Un modello per lo sviluppo della Sicilia - I parte
L'estate scorsa, seduto sotto il pergolato di un Dammuso a Pantelleria, osservavo il canale di Sicilia ed il profilo della costa africana appena accennato dal rosso del tramonto. I miei pensieri venivano a tratti interrotti da dei lontani passaggi lineari che mi attiravano verso il filo di un discorso ben diverso dai dolci pensieri di quei giorni di vacanza.
Ognuno di quei passaggi, ognuna di quelle navi mi portava ad interrogarmi sul loro percorso fino a quando, messa da parte la (scarsa) licenza poetica, mi sono reso conto che quel loro percorso era sempre lo stesso: provenivano tutte da est (cioè il canale di Suez o lo stretto dei Dardanelli) e si dirigevano ad ovest (cioè l'Atlantico o il nord del Mediterraneo).

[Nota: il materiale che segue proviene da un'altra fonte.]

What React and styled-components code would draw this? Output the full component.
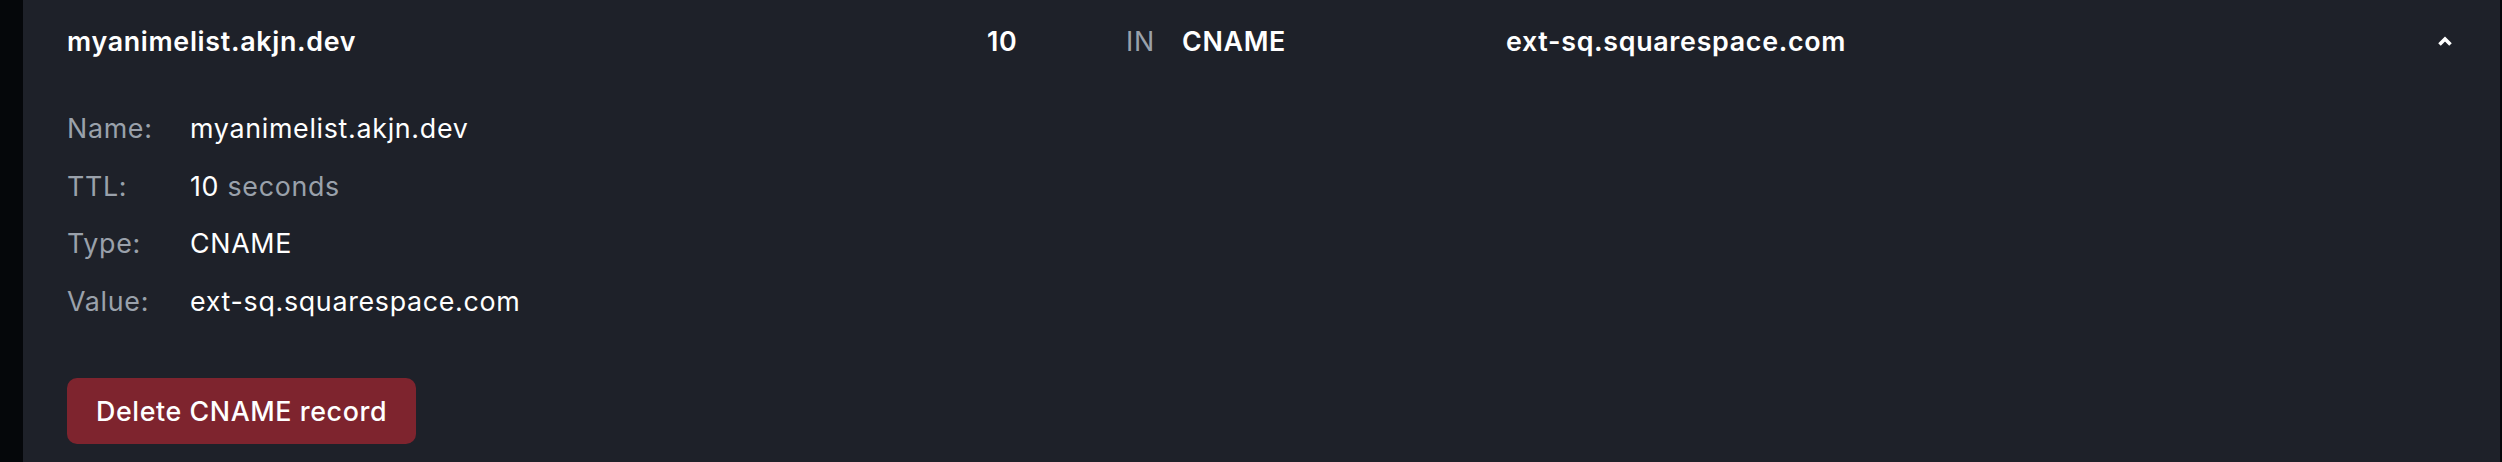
import React from 'react';
import styled, { createGlobalStyle } from 'styled-components';

const GlobalStyle = createGlobalStyle`
  html, body {
    margin: 0;
    padding: 0;
    background: #05070a;
  }
  body {
    font-family: Inter, "Noto Sans", "Liberation Sans", sans-serif;
    -webkit-font-smoothing: antialiased;
  }
`;

const Page = styled.div`
  height: 462px;
  padding: 0 2px 0 23px;
  box-sizing: border-box;
`;

const RecordPanel = styled.div`
  height: 100%;
  background: #1e2129;
  color: #f5f6f7;
  font-size: 26.8px;
  letter-spacing: 0.7px;
  overflow: hidden;
`;

const HeaderRow = styled.div`
  display: grid;
  grid-template-columns: 920px 139px 56px 324px 1fr auto;
  align-items: center;
  padding: 22px 47px 0 44px;
  line-height: 38px;
`;

const Cell = styled.div`
  font-weight: ${p => (p.muted ? 400 : 600)};
  color: ${p => (p.muted ? '#9aa1ab' : '#ffffff')};
  white-space: nowrap;
`;

const Chevron = styled.button`
  background: transparent;
  border: none;
  padding: 0;
  display: flex;
  align-items: center;
  cursor: pointer;
  color: #ffffff;
`;

const Body = styled.div`
  padding: 49px 44px 0 44px;
`;

const Details = styled.dl`
  display: grid;
  grid-template-columns: 123px 1fr;
  row-gap: 19.2px;
  margin: 0;
  line-height: 38.4px;
`;

const Label = styled.dt`
  color: #9aa1ab;
`;

const Value = styled.dd`
  margin: 0;
  color: #ffffff;
`;

const Unit = styled.span`
  color: #9aa1ab;
`;

const DeleteButton = styled.button`
  display: block;
  margin-top: 58px;
  height: 66px;
  padding: 0 29px;
  border: none;
  border-radius: 10px;
  background: #7e242e;
  color: #ffffff;
  font-family: inherit;
  font-size: 26.8px;
  font-weight: 500;
  letter-spacing: 0.6px;
  cursor: pointer;
`;

const record = {
  name: 'myanimelist.akjn.dev',
  ttl: 10,
  cls: 'IN',
  type: 'CNAME',
  value: 'ext-sq.squarespace.com',
};

export default function App() {
  return (
    <>
      <GlobalStyle />
      <Page>
        <RecordPanel>
          <HeaderRow>
            <Cell>{record.name}</Cell>
            <Cell>{record.ttl}</Cell>
            <Cell muted>{record.cls}</Cell>
            <Cell>{record.type}</Cell>
            <Cell>{record.value}</Cell>
            <Chevron aria-label="Collapse">
              <svg width="16" height="12" viewBox="0 0 16 12">
                <path
                  d="M2.5 9.5 L8 4 L13.5 9.5"
                  fill="none"
                  stroke="currentColor"
                  strokeWidth="3.6"
                  strokeLinejoin="miter"
                />
              </svg>
            </Chevron>
          </HeaderRow>
          <Body>
            <Details>
              <Label>Name:</Label>
              <Value>{record.name}</Value>
              <Label>TTL:</Label>
              <Value>
                {record.ttl} <Unit>seconds</Unit>
              </Value>
              <Label>Type:</Label>
              <Value>{record.type}</Value>
              <Label>Value:</Label>
              <Value>{record.value}</Value>
            </Details>
            <DeleteButton>Delete {record.type} record</DeleteButton>
          </Body>
        </RecordPanel>
      </Page>
    </>
  );
}
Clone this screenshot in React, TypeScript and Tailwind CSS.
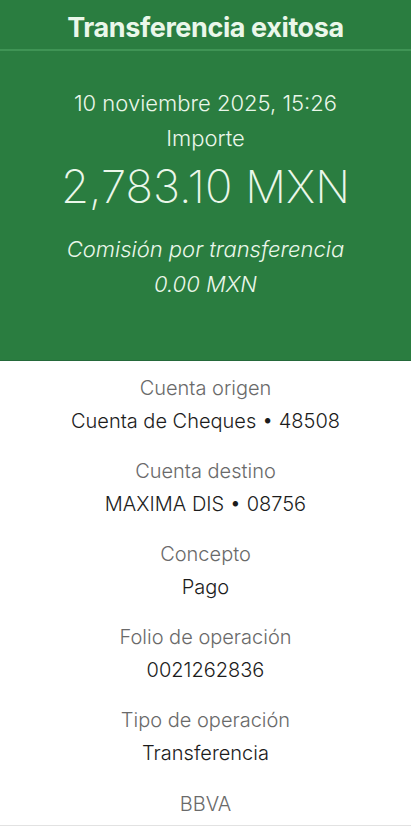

Gli stessi percorsi di duemila anni fa, gli stessi percorsi che hanno portato alla Sicilia la ricchezza, materiale e di civiltà, di cui ha sempre goduto nei millenni: niente è cambiato intorno a noi, niente si è spostato. E' la Sicilia, siamo noi che ci siamo ritirati.
Allora mi sono reso conto che oggi la vera ricchezza della Sicilia non è quel sole o quelle uve zibbibbo che si stendevano intorno a me, ma semplicemente la stessa che ci ha arricchito in tutti i secoli passati: la sua posizione.
Semplicementi sono cambiati i tempi, le tecnologie, le energie e noi non ci siamo adattati, non siamo stati al passo coi tempi... o più semplicemente abbiamo abdicato ad altri il controllo della più importante delle nostre risorse naturali.
Basterebbe intercettare appena quel flusso di container a senso unico per riappropriarci della ricchezza che ci siamo fatti soffiare oper non aver più avuto il coraggio di prenderci le nostre responsabilità.
Bisogna allora partire da questa semplice considerazione per proporre e diffondere un concetto di ri-sviluppo della nostra isola relaistico e duraturo.